I couldn’t find any info about this. When I play a sound and it stops the oldest one let’s say, it stops it abruptly so there is audible click because the sample didn’t stop on zero-crossing. I would like from Unreal to make a really short fade out (5 - 10ms) and then stop the sound. I know it could be possible to do it in blueprints for a particular sound but I would like it to be done for every sound when the concurrency settings are being used so the sound determined to be stopped doesn’t make this click.
Has anyone ever tried to handle this issue please? Any help would be really appreciated
Hey Eurok0, this is definitely on our radar, and while it’s not a bug, we have talked about different ways we might tackle a feature like this. Generally, Sound Concurrency could probably benefit from a more elegant voice manager that more gently kills voices.

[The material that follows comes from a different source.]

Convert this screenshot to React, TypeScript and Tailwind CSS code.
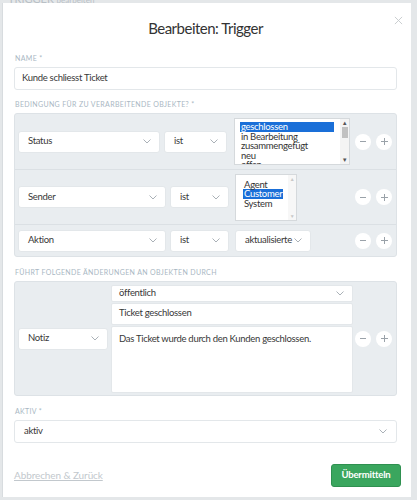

As you mentioned, there are definitely work-arounds until we get a chance to implement something like this.
Depending on your scenario, you could explore using the Volume Scale which lowers the volume of sounds incrementally as more sounds are added. This would lessen the possible discontinuity on the kill depending on how many sounds and by how much you’re scaling.
Thanks for the info. The volume scaling is exactly what I thought about and tried. It did kinda help, but it basically only lessens the click and unfortunately it isn’t a real solution. Is there maybe a different workaround please? No problem if it involves tweaking the code a bit too.
I’ve gotten around issues like this in Fortnite by not using Concurrency to control voice count, but Blueprint control of two or more AudioComponents, and fading one out as another one starts. Obviously this can’t be used everywhere, but it’s helpful for very obvious cases. Hope that helps.